Dandy first made its appearance on the Scottish border and in the 1780’s became current in British slang. Its origin (most probably, dialectal) remains a mystery—a common thing with such words. Etymologists have grudgingly resigned themselves to the idea that dandy goes back to the pet name of Andrew. How Andrew became Dandy is also unclear (by attracting d from the middle?). But this is not our problem. Pet names behave erratically. Elizabeth, Elspeth, Betsy, and Beth make sense, but Bill (= Will) for William? Peggy for Margaret? In any case, Dandy is a recorded short name for Andrew (and incidentally, for Alexander). Trying to discover why Andrew was chosen to represent London overdressed young men (assuming that such a thing happened several hundred years ago) would be a waste of time. This mythic character is a member of the club to which Sam Hill, Smart Aleck, and Jack Sprat (a.k.a. Jack Prat) belong; its whereabouts are lost.

Then there are merry-andrew “buffoon” and jack-a-dandy “a merry foppish fellow” (the latter predates dandy by about a century). The OED is noncommittal with regard to the etymology of dandy but admits a possible connection between it and jack-a-dandy. Here are two quotations in addition to what the OED gives (the second obviously echoes the first or rather is part of a formulaic pattern): “Smart she is and handy, O, /Sweet as sugar candy, O, / Fresh and gay/ As flow’rs in May, / And I’m her Jack-a-dandy, O” (no date given); “My love is blithe and bucksome [sic] / And sweet and fine as can be; / fresh and gay as the flowers in May, / And looks like Jack-a-dandy” (1671). In the 1780s many songs having almost the same refrain were in vogue, with Dandy, O substituting for Jack-o-dandy, O.

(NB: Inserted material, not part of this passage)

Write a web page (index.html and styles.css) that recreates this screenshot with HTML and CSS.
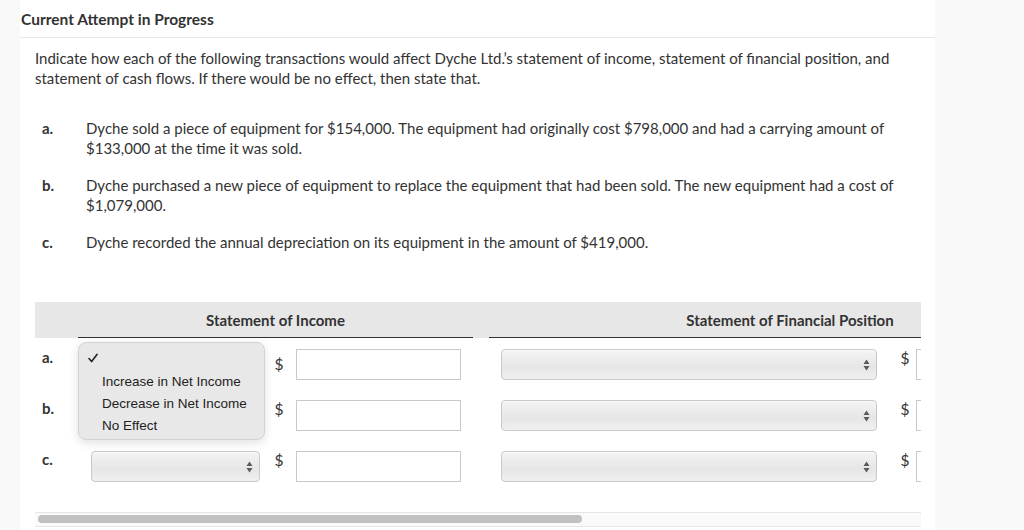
FILE: index.html
```html
<!DOCTYPE html>
<html>
<head>
<meta charset="utf-8">
<link rel="stylesheet" href="styles.css">
</head>
<body>
<div class="page">
  <div class="side"></div>
  <main class="main">
    <h1 class="title">Current Attempt in Progress</h1>
    <p class="intro">Indicate how each of the following transactions would affect Dyche Ltd.’s statement of income, statement of financial position, and statement of cash flows. If there would be no effect, then state that.</p>
    <ol class="items">
      <li class="item"><span class="lbl">a.</span><span class="txt">Dyche sold a piece of equipment for $154,000. The equipment had originally cost $798,000 and had a carrying amount of $133,000 at the time it was sold.</span></li>
      <li class="item"><span class="lbl">b.</span><span class="txt">Dyche purchased a new piece of equipment to replace the equipment that had been sold. The new equipment had a cost of $1,079,000.</span></li>
      <li class="item"><span class="lbl">c.</span><span class="txt">Dyche recorded the annual depreciation on its equipment in the amount of $419,000.</span></li>
    </ol>

    <div class="table-area">
      <div class="clip">
        <div class="table">
          <div class="thead">
            <div class="hcell hlabel"></div>
            <div class="hcell g1"><span>Statement of Income</span></div>
            <div class="hgap"></div>
            <div class="hcell g2"><span>Statement of Financial Position</span></div>
            <div class="hgap"></div>
            <div class="hcell g3"></div>
          </div>

          <div class="row">
            <div class="rlabel">a.</div>
            <div class="grp g1">
              <div class="sel s1"><span class="arrows"><svg width="7" height="12" viewBox="0 0 7 12"><path d="M3.5 0.5L6.5 5H0.5Z M3.5 11.5L0.5 7H6.5Z" fill="#5a5a5a"/></svg></span></div>
              <span class="dollar first">$</span>
              <div class="inp i1"></div>
            </div>
            <div class="gap"></div>
            <div class="grp g2">
              <div class="sel s2"><span class="arrows"><svg width="7" height="12" viewBox="0 0 7 12"><path d="M3.5 0.5L6.5 5H0.5Z M3.5 11.5L0.5 7H6.5Z" fill="#5a5a5a"/></svg></span></div>
              <span class="dollar">$</span>
              <div class="inp i2"></div>
            </div>
          </div>

          <div class="row">
            <div class="rlabel">b.</div>
            <div class="grp g1">
              <div class="sel s1"><span class="arrows"><svg width="7" height="12" viewBox="0 0 7 12"><path d="M3.5 0.5L6.5 5H0.5Z M3.5 11.5L0.5 7H6.5Z" fill="#5a5a5a"/></svg></span></div>
              <span class="dollar">$</span>
              <div class="inp i1"></div>
            </div>
            <div class="gap"></div>
            <div class="grp g2">
              <div class="sel s2"><span class="arrows"><svg width="7" height="12" viewBox="0 0 7 12"><path d="M3.5 0.5L6.5 5H0.5Z M3.5 11.5L0.5 7H6.5Z" fill="#5a5a5a"/></svg></span></div>
              <span class="dollar">$</span>
              <div class="inp i2"></div>
            </div>
          </div>

          <div class="row">
            <div class="rlabel">c.</div>
            <div class="grp g1">
              <div class="sel s1"><span class="arrows"><svg width="7" height="12" viewBox="0 0 7 12"><path d="M3.5 0.5L6.5 5H0.5Z M3.5 11.5L0.5 7H6.5Z" fill="#5a5a5a"/></svg></span></div>
              <span class="dollar">$</span>
              <div class="inp i1"></div>
            </div>
            <div class="gap"></div>
            <div class="grp g2">
              <div class="sel s2"><span class="arrows"><svg width="7" height="12" viewBox="0 0 7 12"><path d="M3.5 0.5L6.5 5H0.5Z M3.5 11.5L0.5 7H6.5Z" fill="#5a5a5a"/></svg></span></div>
              <span class="dollar">$</span>
              <div class="inp i2"></div>
            </div>
          </div>
        </div>
      </div>
      <div class="scrollbar"><div class="thumb"></div></div>

      <div class="popup">
        <div class="opt checked"><svg class="check" width="10" height="10" viewBox="0 0 10 10"><path d="M1 5.6L3.6 8.6L9 1.4" fill="none" stroke="#222" stroke-width="1.6" stroke-linecap="round" stroke-linejoin="round"/></svg></div>
        <div class="opt">Increase in Net Income</div>
        <div class="opt">Decrease in Net Income</div>
        <div class="opt">No Effect</div>
      </div>
    </div>
  </main>
  <div class="side right"></div>
</div>
</body>
</html>
```

FILE: styles.css
```css
* { box-sizing: border-box; }
html, body { margin: 0; padding: 0; }
body {
  font-family: Lato, "Open Sans", sans-serif;
  color: #333;
  background: #f9f9f9;
  width: 1024px;
  height: 530px;
  overflow: hidden;
}
.page { display: flex; height: 530px; }
.side { width: 20px; background: #f9f9f9; flex: none; }
.side.right { flex: 1; }
.main { width: 915px; flex: none; background: #fff; }

.title {
  margin: 0;
  font-size: 15.5px;
  font-weight: 700;
  line-height: 20px;
  padding: 9px 0 8px 1px;
  border-bottom: 1px solid #e8e8e8;
  color: #333;
}
.intro {
  margin: 0;
  padding: 10px 0 0 15px;
  width: 880px;
  font-size: 15px;
  line-height: 20px;
}
.items {
  list-style: none;
  margin: 30px 0 0 0;
  padding: 0 0 0 22px;
}
.item {
  display: flex;
  font-size: 15px;
  line-height: 20px;
  margin-bottom: 17px;
}
.item:last-child { margin-bottom: 0; }
.item .lbl { width: 44px; flex: none; font-weight: 700; font-size: 15px; }
.item .txt { width: 808px; }

.table-area {
  position: relative;
  margin: 50px 0 0 15px;
  width: 886px;
}
.clip { width: 886px; overflow: hidden; }
.table { width: 1500px; }
.thead {
  display: flex;
  height: 36px;
  background: #e7e7e7;
}
.hcell {
  display: flex;
  align-items: center;
  justify-content: center;
  font-size: 15px;
  font-weight: 700;
  color: #333;
  border-bottom: 1px solid #333;
}
.hcell.hlabel { width: 43px; border-bottom: none; }
.hgap { width: 16px; }
.g1 { width: 395px; flex: none; }
.g2 { width: 602px; flex: none; }
.g3 { width: 395px; flex: none; }

.row { display: flex; height: 51px; }
.rlabel {
  width: 43px;
  flex: none;
  padding: 10px 0 0 7px;
  font-size: 15px;
  font-weight: 700;
  line-height: 18px;
}
.gap { width: 16px; flex: none; }
.grp { display: flex; align-items: flex-start; padding: 11px 12px 0 13px; }
.g2.grp { padding-left: 12px; }

.sel {
  position: relative;
  height: 31px;
  border: 1px solid #c9c9c9;
  border-radius: 4px;
  background: linear-gradient(to bottom, #f4f4f4 0%, #e9e9e9 45%, #e6e6e6 60%, #f0f0f0 100%);
  box-shadow: inset 0 1px 0 #fafafa;
}
.s1 { width: 169px; }
.s2 { width: 376px; }
.arrows {
  position: absolute;
  right: 6px;
  top: 9px;
  display: flex;
}
.dollar {
  font-size: 15.5px;
  line-height: 18px;
  padding-top: 0;
  width: 36px;
  text-align: center;
  color: #333;
}
.g1 .dollar { width: 36px; padding-left: 2px; }
.g2 .dollar { width: 39px; padding-left: 17px; }
.dollar.first { padding-top: 6px; }
.inp {
  height: 31px;
  border: 1px solid #c9c9c9;
  background: #fff;
}
.i1 { width: 165px; }
.i2 { width: 163px; }

.scrollbar {
  margin-top: 21px;
  height: 15px;
  border-top: 1px solid #e6e6e6;
  border-bottom: 1px solid #e6e6e6;
  background: #fafafa;
  padding: 2px 0 0 3px;
}
.thumb {
  width: 544px;
  height: 8px;
  border-radius: 4px;
  background: #c1c1c1;
}

.popup {
  position: absolute;
  left: 43px;
  top: 40px;
  width: 187px;
  height: 98px;
  background: #e9e8e8;
  border: 1px solid #d3d3d3;
  border-radius: 8px;
  box-shadow: 0 3px 10px rgba(0,0,0,0.12);
  padding: 6px 0 0 0;
  font-family: "Liberation Sans", Arial, sans-serif;
  font-size: 13.5px;
  color: #222;
}
.opt { height: 22px; line-height: 22px; padding-left: 23px; }
.opt.checked { height: 22px; padding: 4px 0 0 9px; line-height: 0; }
.check { display: block; }
```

We will ignore a few fanciful suggestions (such as the attempt to trace dandy to the name of an ancient tribe, and a few others), for two reasonable derivations have been proposed. One centers around dandiprat “dwarf; urchin; a small coin” (an early 16th-century word). Since its origin is also unknown, no help can be expected from these quarters. But it may be observed that the time gap is significant: if dandy had been “abstracted” from dandiprat, it would probably have surfaced much earlier. Also, dandy does not seem to have been used to mock the ostentatious (and indeed often ridiculously dressed) “swells”: when dandies attracted public notice, they became the object of good-humored, even if vulgar, curiosity and were more often gaped at than vilified. Later, whatever opprobrium might have been associated with them disappeared. Byron was a “dandy.” Around 1830 people spoke about “Winchester gentlemen, Harrow dandies, and Eton bucks” (bucks must have had more than one meaning). Pushkin’s aristocratic Evgeny Onegin was “dressed like a London dandy” (those interested in details should consult Nabokov’s commentary to chapter I of the novel). By contrast, dandiprat never had positive connotations. The second “school of thought” looks for the homeland of dandy in France, even though French lexicographers unanimously state that dandy is an import from England. French dandin means “ninny”; hence the immortal cuckold George Dandin. The verb dandiner has been glossed variously as “to twist one’s body about; have a rolling gait, waddle; occupy oneself with trifles.” Even the earliest dandies were not ninnies, though they did comport themselves in a way that aroused amusement. Apparently, dandy cannot be traced to French dandin.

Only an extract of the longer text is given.